Thursday, March 8, 2012
NY racing knows B.E.S.T.
By Bob Ehalt
Paul Ruchames has been involved in social work for nearly three decades, but he says it’s been the last two years that have been the most rewarding for him.
Since taking over as the executive director of the Backstretch Employee Service Team (B.E.S.T.) in March of 2010, Ruchames has been at the helm of an integral behind-the-scenes program that has helped to change lives on the backstretch of New York’s three racetracks. On a daily basis, the non-profit organization extends a helping hand to racetrack workers, providing them with essential services and goods such as free heath care and life insurance, drug counseling and mental health care as well as food and clothing.
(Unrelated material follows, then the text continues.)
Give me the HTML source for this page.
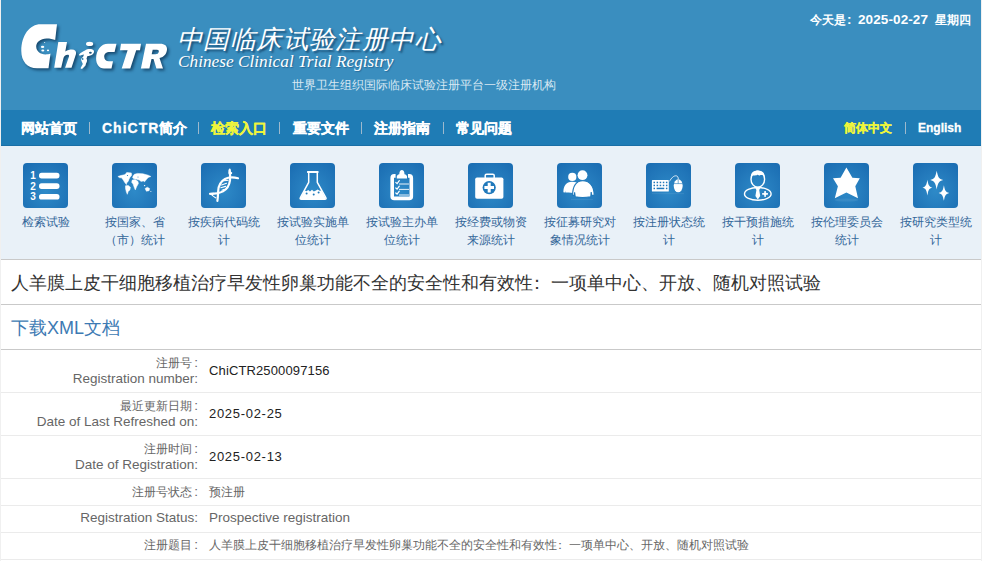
<!DOCTYPE html>
<html><head><meta charset="utf-8">
<style>
*{margin:0;padding:0;box-sizing:border-box;}
html,body{width:982px;height:561px;overflow:hidden;background:#fff;font-family:"Liberation Sans",sans-serif;}
#wrap{position:absolute;left:1px;top:0;width:980px;height:561px;}
body:before{content:"";position:absolute;left:0;top:0;width:1px;height:561px;background:#f0f0f0;}
body:after{content:"";position:absolute;left:981px;top:0;width:1px;height:561px;background:#f0f0f0;}
#header{position:absolute;left:0;top:0;width:980px;height:110px;background:#3a8ebf;}
.td{position:absolute;top:11px;font-size:12px;line-height:18px;color:#fff;font-weight:bold;white-space:nowrap;}
.td.n{font-size:13.5px;letter-spacing:.1px;}
#cn{position:absolute;left:176px;top:24px;font-family:"Liberation Serif",serif;font-size:25.5px;line-height:32px;color:#fff;font-weight:500;font-style:italic;text-shadow:2px 2px 2px rgba(0,30,60,.55);letter-spacing:.4px;}
#en{position:absolute;left:177px;top:52px;font-family:"Liberation Serif",serif;font-size:17.3px;line-height:20px;color:#fff;font-style:italic;text-shadow:1px 1px 1px rgba(0,40,80,.35);}
#who{position:absolute;left:291px;top:76px;font-size:12px;line-height:18px;color:#d8e8f3;}
#logo{position:absolute;left:-1px;top:0;}
#nav{position:absolute;left:0;top:110px;width:980px;height:36px;background:#1f7cb5;border-bottom:1px solid #1a6fa6;}
#nav span{position:absolute;top:0;line-height:36px;font-size:14px;font-weight:bold;color:#fff;-webkit-text-stroke:.3px currentColor;}
#nav span.sep{font-size:0;top:12px;width:1px;height:12px;background:#9db9cd;line-height:0;}
#nav span.y{color:#eef53c;}
#nav span.sm{font-size:12px;}
#icons{position:absolute;left:0;top:146px;width:980px;height:113px;background:#e9f1f8;}
.it{position:absolute;top:0;width:89px;height:113px;text-align:center;}
.ic{position:absolute;left:22px;top:17px;width:45px;height:45px;border-radius:4px;background:radial-gradient(ellipse 70% 75% at 50% 62%,#2e8ac8 0%,#2379bb 60%,#1b6eb3 100%);}
.ic svg{position:absolute;left:0;top:0;}
.lb{position:absolute;left:5px;top:68px;width:79px;font-size:12px;line-height:17.5px;color:#336699;text-align:center;}
#title{position:absolute;left:0;top:259px;width:980px;height:46px;border-top:1px solid #c9c9c9;border-bottom:1px solid #c9c9c9;font-size:18px;line-height:42px;padding-top:2px;color:#333;font-weight:350;padding-left:10px;}
#dl{position:absolute;left:0;top:305px;width:980px;height:45px;border-bottom:1px solid #c9c9c9;font-size:18px;line-height:42px;padding-top:2px;color:#3d7ab3;font-weight:350;padding-left:10px;}
#tbl{position:absolute;left:0;top:350px;width:980px;}
.row{position:absolute;left:0;width:980px;border-bottom:1px solid #ebebeb;}
.l{position:absolute;right:783px;width:200px;text-align:right;font-size:12px;line-height:16px;color:#666;}
.c{font-size:13.5px;padding-left:2px;}
.v{position:absolute;left:208px;font-size:12px;line-height:16px;color:#666;white-space:nowrap;}
.v.d{font-size:13px;color:#222;}
.dt{letter-spacing:.7px;}
.e{font-size:13.5px;}
</style></head><body>
<div id="wrap">
 <div id="header">
  <svg id="logo" width="180" height="80" viewBox="0 0 180 80">
  <g fill="#fff" style="filter:drop-shadow(2px 2px 1.5px rgba(0,30,60,.6))">
  <path fill-rule="evenodd" d="M40.5,24.3 L57,24.3 L55.2,40 C53,38.9 50,38.4 46.5,38.4 C40.5,38.4 36.2,42 36.2,46.6 C36.2,51.4 40.5,54.5 45.5,54.5 C47.5,54.5 49,54.2 50.5,53.6 L48.5,68.3 L37,68.3 C27,68.3 21.3,61 21.3,51 C21.3,35 30,24.3 40.5,24.3 Z"/>
  <path d="M58.3,42.1 L67,42.1 L65.3,51.5 C67.5,50 70,49.5 72,49.5 C75,49.5 76.5,51 76,54 L71.5,67.8 L65.1,67.8 L69,56.5 C69.3,55.3 68.7,54.8 67.6,54.8 C65.5,54.8 64,56.5 63.5,58 L61.2,67.8 L54.2,67.8 Z"/>
  <ellipse cx="89.6" cy="43.9" rx="3.6" ry="2.1"/>
  <path fill-rule="evenodd" d="M79,54.5 C80.5,52.5 83,51.5 85,50.5 C87,49 90,48.8 92.5,49.5 C94.5,50.3 94.5,52.5 93,54 C91.5,55.5 89,56 87.5,56 L86.5,58.5 C87.5,60 87,62 86,63.5 L85.5,65.5 L82,69 L80.5,68.2 L82.8,64 L81.5,61 C80.5,59.5 81.5,57.8 83,57 L84,54.5 C82.5,54.8 81,55.3 79.6,55.8 Z M89,52.8 A1.4,1 0 1 0 91.8,52.8 A1.4,1 0 1 0 89,52.8 Z M81.9,59 A.8,.8 0 1 0 83.4,59 A.8,.8 0 1 0 81.9,59 Z"/>
  <path d="M108,43.7 L116.5,43.7 L114.6,52 L110,52 C106,52 104.2,54 104.2,56.5 C104.2,59.5 106,61.3 109,61.3 L113,61.3 L111.5,68.5 L104,68.5 C99,68.5 96.1,64 96.1,58.5 C96.1,50 101,43.7 108,43.7 Z"/>
  <path d="M121,43.7 L141,43.7 L140,50.2 L136.2,50.2 L130.3,68.5 L121.7,68.5 L127.6,50.2 L120,50.2 Z"/>
  <path fill-rule="evenodd" d="M146,43.7 L160,43.7 C165,43.7 167.3,46 167,49.5 C166.7,54 164,57 159.5,58 L163,68.5 L156.4,68.5 L153.5,59 L151.5,59 L149.4,68.5 L140.9,68.5 Z M152.7,49.8 L157,49.8 C158.5,49.8 159,50.7 158.8,51.8 C158.5,53.5 157.3,54.3 155.5,54.3 L151.7,54.3 Z"/>
  </g>
  <g fill="#fff"><ellipse cx="42.6" cy="46.9" rx="1.7" ry="1.1"/><ellipse cx="42.8" cy="50.5" rx="1.5" ry="1"/><ellipse cx="48" cy="50.4" rx="1.1" ry=".8"/><circle cx="44.7" cy="42.5" r=".5"/></g>
 </svg>
  <div id="cn">中国临床试验注册中心</div>
  <div id="en">Chinese Clinical Trial Registry</div>
  <div id="who">世界卫生组织国际临床试验注册平台一级注册机构</div>
  <div class="td" style="left:809px">今天是</div><div class="td n" style="left:846px">:</div><div class="td n" style="left:857px">2025-02-27</div><div class="td" style="left:934px">星期四</div>
 </div>
 <div id="nav">
  <span style="left:20px">网站首页</span><span class="sep" style="left:88px"></span>
  <span style="left:101px"><i style="font-style:normal;letter-spacing:1px">ChiCTR</i>简介</span><span class="sep" style="left:197px"></span>
  <span class="y" style="left:210px">检索入口</span><span class="sep" style="left:278px"></span>
  <span style="left:292px">重要文件</span><span class="sep" style="left:360px"></span>
  <span style="left:373px">注册指南</span><span class="sep" style="left:442px"></span>
  <span style="left:455px">常见问题</span>
  <span class="y sm" style="left:843px">简体中文</span><span class="sep" style="left:904px"></span>
  <span class="sm" style="left:917px">English</span>
 </div>
 <div id="icons">
<div class="it" style="left:0px"><div class="ic"><svg width="45" height="45" viewBox="0 0 45 45">
<text x="10" y="15.8" font-family="Liberation Sans" font-weight="bold" font-size="10" fill="#fff" text-anchor="middle">1</text>
<text x="10" y="27" font-family="Liberation Sans" font-weight="bold" font-size="10" fill="#fff" text-anchor="middle">2</text>
<text x="10" y="37" font-family="Liberation Sans" font-weight="bold" font-size="10" fill="#fff" text-anchor="middle">3</text>
<rect x="16" y="9.8" width="20.5" height="5.6" rx="2.6" fill="#fff"/>
<rect x="16" y="20.3" width="20.5" height="5.6" rx="2.6" fill="#fff"/>
<rect x="16" y="31" width="20.5" height="5.6" rx="2.6" fill="#fff"/>
</svg></div><div class="lb">检索试验</div></div>
<div class="it" style="left:89px"><div class="ic"><svg width="45" height="45" viewBox="0 0 45 45"><path fill="#fff" stroke="#fff" stroke-width=".5" stroke-linejoin="round" d="M5.9,13.5 L8.6,12.6 L12.6,11.7 L13.9,10.4 L14.8,9.5 L19.3,9.9 L19.7,12.2 L17.9,14.4 L17,16.2 L16.2,18.4 L14.8,19.7 L14.4,21.5 L12.6,19.3 L11.3,17.1 L9.5,14.8 L7.7,14.8 Z"/><path fill="#fff" stroke="#fff" stroke-width=".5" stroke-linejoin="round" d="M13.5,22.8 L16.2,22.4 L18.4,24.2 L17.9,26.9 L16.2,28.6 L15.3,31.3 L14.4,29.1 L13.5,25.5 Z"/><path fill="#fff" stroke="#fff" stroke-width=".5" stroke-linejoin="round" d="M21.1,13 L22.4,11.3 L25.5,10.4 L30.9,10.8 L36.2,12.2 L38.9,13.5 L36.2,14.4 L34.4,16.6 L32.6,18.8 L31.3,17.9 L29.1,18.4 L27.3,17.1 L24.6,16.2 L22,15.7 L20.6,14.8 Z"/><path fill="#fff" stroke="#fff" stroke-width=".5" stroke-linejoin="round" d="M20.2,17.1 L23.3,16.6 L26,18.4 L26.4,20.6 L24.6,23.7 L23.3,26.9 L22,23.7 L21.1,21.1 L19.7,19.3 Z"/><path fill="#fff" stroke="#fff" stroke-width=".5" stroke-linejoin="round" d="M33.1,25.5 L35.3,24.2 L37.6,25.5 L37.1,27.7 L34.4,28.2 Z"/><circle cx="32.6" cy="22.6" r=".7" fill="#fff"/><circle cx="38.9" cy="28.4" r=".5" fill="#fff"/><circle cx="15.5" cy="12.5" r=".6" fill="#2079bb"/><circle cx="26" cy="14" r=".5" fill="#2079bb"/></svg></div><div class="lb">按国家、省（市）统计</div></div>
<div class="it" style="left:178px"><div class="ic"><svg width="45" height="45" viewBox="0 0 45 45">
<g fill="none" stroke="#fff" stroke-linecap="round">
<path stroke-width="2.2" d="M37,15.2 C33,14.2 28,13.8 24,16 C19.5,18.6 17.4,23 17.2,28 C17,32 16.8,35 16.4,37.8"/>
<path stroke-width="2.2" d="M9,30.8 C13,30.8 18,30.6 22,28.4 C26,26.2 28.4,22 29,17.4 C29.3,13 29,9.5 28.6,7"/>
<path stroke-width="1.1" d="M20.6,22 L25.5,20.3 M19.8,24.8 L24.6,23.4 M21,27.3 L23.4,26.3 M23,17.8 L27.2,17.2"/>
</g>
<path fill="#fff" d="M27.4,9.6 L28.2,5.6 L29.4,5.8 L29.6,8.6 L31.2,9.4 L31,11 L27.6,11.2 Z"/>
<path fill="#fff" d="M9,30 L13,29.8 L12,32.4 L15.6,34.8 L14.6,35.6 L10.6,32.4 Z"/>
</svg></div><div class="lb">按疾病代码统计</div></div>
<div class="it" style="left:267px"><div class="ic"><svg width="45" height="45" viewBox="0 0 45 45">
<rect x="17" y="8" width="11.6" height="1.9" rx=".6" fill="#fff"/>
<path fill="none" stroke="#fff" stroke-width="1.5" stroke-linejoin="round" d="M18.7,9.8 L18.7,19.3 L10.4,34.6 C9.8,35.8 10.2,36.3 11.4,36.3 L34.8,36.3 C36,36.3 36.4,35.8 35.8,34.6 L27.3,19.3 L27.3,9.8"/>
<path fill="#fff" d="M14.6,27.6 L16.5,28.2 L18.2,27 L20,28.6 L22,26.8 L23.8,28.4 L26,27.6 L27.6,26.6 L29.8,27.8 L31.4,27.4 L35.2,34.4 C35.7,35.4 35.4,35.9 34.4,35.9 L11.8,35.9 C10.8,35.9 10.5,35.4 11,34.4 Z"/>
<circle cx="16.6" cy="30.5" r="1" fill="#2079bb"/><circle cx="23.7" cy="31.4" r="1" fill="#2079bb"/><circle cx="28.6" cy="29.6" r="1" fill="#2079bb"/>
</svg></div><div class="lb">按试验实施单位统计</div></div>
<div class="it" style="left:356px"><div class="ic"><svg width="45" height="45" viewBox="0 0 45 45">
<path fill="none" stroke="#fff" stroke-width="3.6" stroke-linejoin="round" d="M16.6,12.9 L15.2,12.9 Q13.2,12.9 13.2,14.9 L13.2,33.4 Q13.2,35.4 15.2,35.4 L30.3,35.4 Q32.3,35.4 32.3,33.4 L32.3,14.9 Q32.3,12.9 30.3,12.9 L29,12.9"/>
<path fill="#fff" d="M17.8,15.5 L17.8,13.6 C17.8,12.4 18.8,11.6 20.3,11.2 C20.4,8.6 21.4,7.1 22.9,7.1 C24.4,7.1 25.4,8.6 25.5,11.2 C27,11.6 28,12.4 28,13.6 L28,15.5 Z"/>
<g fill="none" stroke="#fff" stroke-linecap="round">
<path stroke-width="1.2" d="M16.8,19.4 L18.1,20.6 L20.3,17.6 M16.8,25 L18.1,26.2 L20.3,23.2 M16.8,30 L18.1,31.2 L20.3,28.2"/>
<path stroke-width=".9" d="M20.4,21 L29.6,21 M20.4,26.4 L29.6,26.4 M20.4,32 L29.6,32"/>
</g>
</svg></div><div class="lb">按试验主办单位统计</div></div>
<div class="it" style="left:445px"><div class="ic"><svg width="45" height="45" viewBox="0 0 45 45">
<rect x="17.2" y="11.2" width="9" height="4.6" rx="1.4" fill="none" stroke="#fff" stroke-width="1.5"/>
<rect x="7.2" y="14.4" width="28.2" height="21.4" rx="1.8" fill="#fff"/>
<circle cx="21.2" cy="24.6" r="6.6" fill="#2079bb"/>
<path fill="#fff" d="M19.7,19.8 H22.7 V23.1 H26 V26.1 H22.7 V29.4 H19.7 V26.1 H16.4 V23.1 H19.7 Z"/>
</svg></div><div class="lb">按经费或物资来源统计</div></div>
<div class="it" style="left:534px"><div class="ic"><svg width="45" height="45" viewBox="0 0 45 45">
<circle cx="15.3" cy="13.9" r="4.1" fill="#fff"/>
<path fill="#fff" d="M6.4,29.2 C6.4,23 9,18.8 15,18.8 C18,18.8 20,19.6 21.4,21 L19,30 L16.4,30 C14,29.6 12,29.2 10,29.6 L8.4,29.6 L8.4,27.6 L8,29.6 Z"/>
<circle cx="25.5" cy="12.2" r="4.9" fill="#fff"/>
<path fill="#fff" stroke="#2079bb" stroke-width="1.1" d="M15.6,32.4 C15.6,22.6 19.5,17.8 25.8,17.8 C32.2,17.8 37.2,22.6 37.2,32.4 L34.6,32.4 L34.2,29 L33.8,33.8 C29,34.6 22,34.6 18.2,33.8 L17.6,29.2 L17.4,32.4 Z"/>
<rect x="14" y="36" width="22" height="1" fill="#fff" opacity=".07"/>
</svg></div><div class="lb">按征募研究对象情况统计</div></div>
<div class="it" style="left:623px"><div class="ic"><svg width="45" height="45" viewBox="0 0 45 45">
<rect x="5.9" y="17.1" width="16.9" height="11.5" rx=".6" fill="#fff"/>
<g fill="#2079bb">
<rect x="7.5" y="18.7" width="1.5" height="1.5"/><rect x="10.6" y="18.7" width="1.5" height="1.5"/><rect x="13.7" y="18.7" width="1.5" height="1.5"/><rect x="16.8" y="18.7" width="1.5" height="1.5"/><rect x="19.9" y="18.7" width="1.5" height="1.5"/>
<rect x="7.5" y="21.7" width="1.5" height="1.5"/><rect x="10.6" y="21.7" width="1.5" height="1.5"/><rect x="13.7" y="21.7" width="1.5" height="1.5"/><rect x="16.8" y="21.7" width="1.5" height="1.5"/><rect x="19.9" y="21.7" width="1.5" height="1.5"/>
<rect x="7.5" y="24.7" width="1.5" height="1.5"/><rect x="10.6" y="24.7" width="7.7" height="1.5"/><rect x="19.9" y="24.7" width="1.5" height="1.5"/>
</g>
<path fill="none" stroke="#fff" stroke-width=".8" d="M23.4,18.4 C25.5,15 27.5,12.6 30.2,12.8 C31.8,13 32.3,14.6 32.3,16.2"/>
<ellipse cx="32.2" cy="22.8" rx="4.5" ry="6.5" fill="#fff"/>
<path fill="none" stroke="#2079bb" stroke-width=".6" d="M27.8,20.6 L36.6,20.6 M32.2,16.8 L32.2,20.6"/>
<rect x="6" y="30" width="32" height="1.2" fill="#fff" opacity=".07"/>
</svg></div><div class="lb">按注册状态统计</div></div>
<div class="it" style="left:712px"><div class="ic"><svg width="45" height="45" viewBox="0 0 45 45">
<path fill="#fff" d="M16,13.8 C15.8,9.8 18.6,7.6 22.8,7.6 C27,7.6 29.8,9.8 29.6,13.8 C28.6,12.6 27.4,11.6 24.6,12.4 C23.6,12.8 22.8,12.2 22.6,11.6 C22.2,12.4 20.8,12.6 18.6,12.4 C17.4,12.4 16.6,13 16,13.8 Z"/>
<ellipse cx="22.8" cy="16.2" rx="6.8" ry="8" fill="none" stroke="#fff" stroke-width="1.4"/>
<ellipse cx="22.8" cy="30.9" rx="13.3" ry="6.4" fill="none" stroke="#fff" stroke-width="1.4"/>
<path fill="#fff" d="M20.2,24.8 L25.4,24.8 L24.2,27 L25.2,33 L22.8,36.6 L20.4,33 L21.4,27 Z"/>
<path fill="#fff" stroke="#2079bb" stroke-width="1" d="M28.8,27.4 H31.4 V29.6 H33.6 V32.2 H31.4 V34.4 H28.8 V32.2 H26.6 V29.6 H28.8 Z"/>
</svg></div><div class="lb">按干预措施统计</div></div>
<div class="it" style="left:801px"><div class="ic"><svg width="45" height="45" viewBox="0 0 45 45">
<path fill="#fff" d="M22.4,4.6 L28.4,14.8 L35.8,15.3 L31.3,23.3 L34,35.3 L22.4,29.5 L10.8,35.3 L13.9,23.3 L9,15.3 L16.6,14.8 Z"/>
<ellipse cx="22.4" cy="37" rx="12" ry="1.6" fill="#fff" opacity=".08"/>
</svg></div><div class="lb">按伦理委员会统计</div></div>
<div class="it" style="left:890px"><div class="ic"><svg width="45" height="45" viewBox="0 0 45 45"><path fill="#fff" d="M23.7,7.700000000000001 C25.13,14.468 25.65,15.670000000000002 30.2,17.1 C25.65,18.53 25.13,19.732000000000003 23.7,26.5 C22.27,19.732000000000003 21.75,18.53 17.2,17.1 C21.75,15.670000000000002 22.27,14.468 23.7,7.700000000000001 Z"/><path fill="#fff" d="M14.4,16.8 C15.478,22.416 15.870000000000001,23.522000000000002 19.3,24.6 C15.870000000000001,25.678 15.478,26.784000000000002 14.4,32.4 C13.322000000000001,26.784000000000002 12.93,25.678 9.5,24.6 C12.93,23.522000000000002 13.322000000000001,22.416 14.4,16.8 Z"/><path fill="#fff" d="M30.9,22.2 C32.065999999999995,27.816 32.489999999999995,28.834 36.199999999999996,30 C32.489999999999995,31.166 32.065999999999995,32.184 30.9,37.8 C29.733999999999998,32.184 29.31,31.166 25.599999999999998,30 C29.31,28.834 29.733999999999998,27.816 30.9,22.2 Z"/></svg></div><div class="lb">按研究类型统计</div></div>
 </div>
 <div id="title">人羊膜上皮干细胞移植治疗早发性卵巢功能不全的安全性和有效性<span style="position:relative;left:-5px">：</span>一项单中心、开放、随机对照试验</div>
 <div id="dl">下载XML文档</div>
 <div id="tbl">
  <div class="row" style="top:0;height:43px"><div class="l" style="top:5px">注册号<span class="c">:</span><br><span class="e">Registration number:</span></div><div class="v d" style="top:13px;letter-spacing:.13px">ChiCTR2500097156</div></div>
  <div class="row" style="top:43px;height:43px"><div class="l" style="top:5px">最近更新日期<span class="c">:</span><br><span class="e">Date of Last Refreshed on:</span></div><div class="v d dt" style="top:13px">2025-02-25</div></div>
  <div class="row" style="top:86px;height:43px"><div class="l" style="top:5px">注册时间<span class="c">:</span><br><span class="e">Date of Registration:</span></div><div class="v d dt" style="top:13px">2025-02-13</div></div>
  <div class="row" style="top:129px;height:27px"><div class="l" style="top:5px">注册号状态<span class="c">:</span></div><div class="v" style="top:5px">预注册</div></div>
  <div class="row" style="top:156px;height:27px"><div class="l" style="top:4px"><span class="e">Registration Status:</span></div><div class="v e" style="top:4px">Prospective registration</div></div>
  <div class="row" style="top:183px;height:27px"><div class="l" style="top:4px">注册题目<span class="c">:</span></div><div class="v" style="top:4px">人羊膜上皮干细胞移植治疗早发性卵巢功能不全的安全性和有效性<span style="position:relative;left:-3px">：</span>一项单中心、开放、随机对照试验</div></div>
 </div>
</div>
</body></html>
“This is the most meaningful endeavor I’ve been involved in,” Ruchames said. “We’re helping people live better lives and there’s such a tremendous amount of satisfaction that comes from that as well as working with such an incredibly dedicated staff and a team of volunteers. There are so many generous people out there willing to help others.”
Ruchames says B.E.S.T. has a fulltime staff of about 15 and nearly 150 volunteers who work tirelessly on behalf of nearly 2,000 backstretch workers at Belmont Park, Aqueduct and Saratoga. Supported by an annual budget of $2.2 million, which comes mostly from the New York Racing Association and the New York Thoroughbred Horsemen’s Association, B.E.S.T. operates an on-track clinic throughout the year at Cottage 28B on the Belmont Park backstretch, which is staffed by a fulltime physician, and services workers at Saratoga for seven months out of the year.
The clinic treats roughly 120 patients per month and approximately 20 more are taking advantage of the group’s drug and alcoholic counseling programs. For many of those workers, a large number of whom are immigrants, treatment by Dr. Frederic Cogan at the B.E.S.T. clinic will serve as their first visit to a doctor in years -- if not ever.
“So many of these workers come from poor rural areas that they’re never seen a doctor before,” says Ruchames, who has played a lead role in revitalizing B.E.S.T., which was plagued by cash flow troubles prior to his arrival. “And they are such hard-working people that even if they get hurt they will not stop for treatment; they just keep working. Through our program, we’ve been able to provide some help for these people and also get them vaccinations to keep them healthy.”
The many success stories arising out of the work by B.E.S.T. has caught the eye of several New York businesses, allowing the program to grow at a dramatic rate the last two years. Macy’s, for example, recently provided B.E.S.T. with a $10,000 grant for hepatitis testing.
Ruchames also notes a computer lab was recently opened at Saratoga and plans are in the works to introduce one at Belmont Park.
“The computers and components like Skype are great for workers who are disconnected from their families,” Ruchames says. “When workers can contact their families it helps to alleviate the emptiness that often leads to drug or alcohol use. As much [as] we provide treatment to those who need it, we are also focused on trying to eliminate the root cause of those problems.”
Clearly, a large and growing community of needy backstretch workers have guardian angels looking over them. And through all of that care and concern, something quite special has been taking place away from the bright spotlight of the circular dirt surfaces that have made New York racing so famous. Some dedicated individuals have taken the B.E.S.T. and made it better.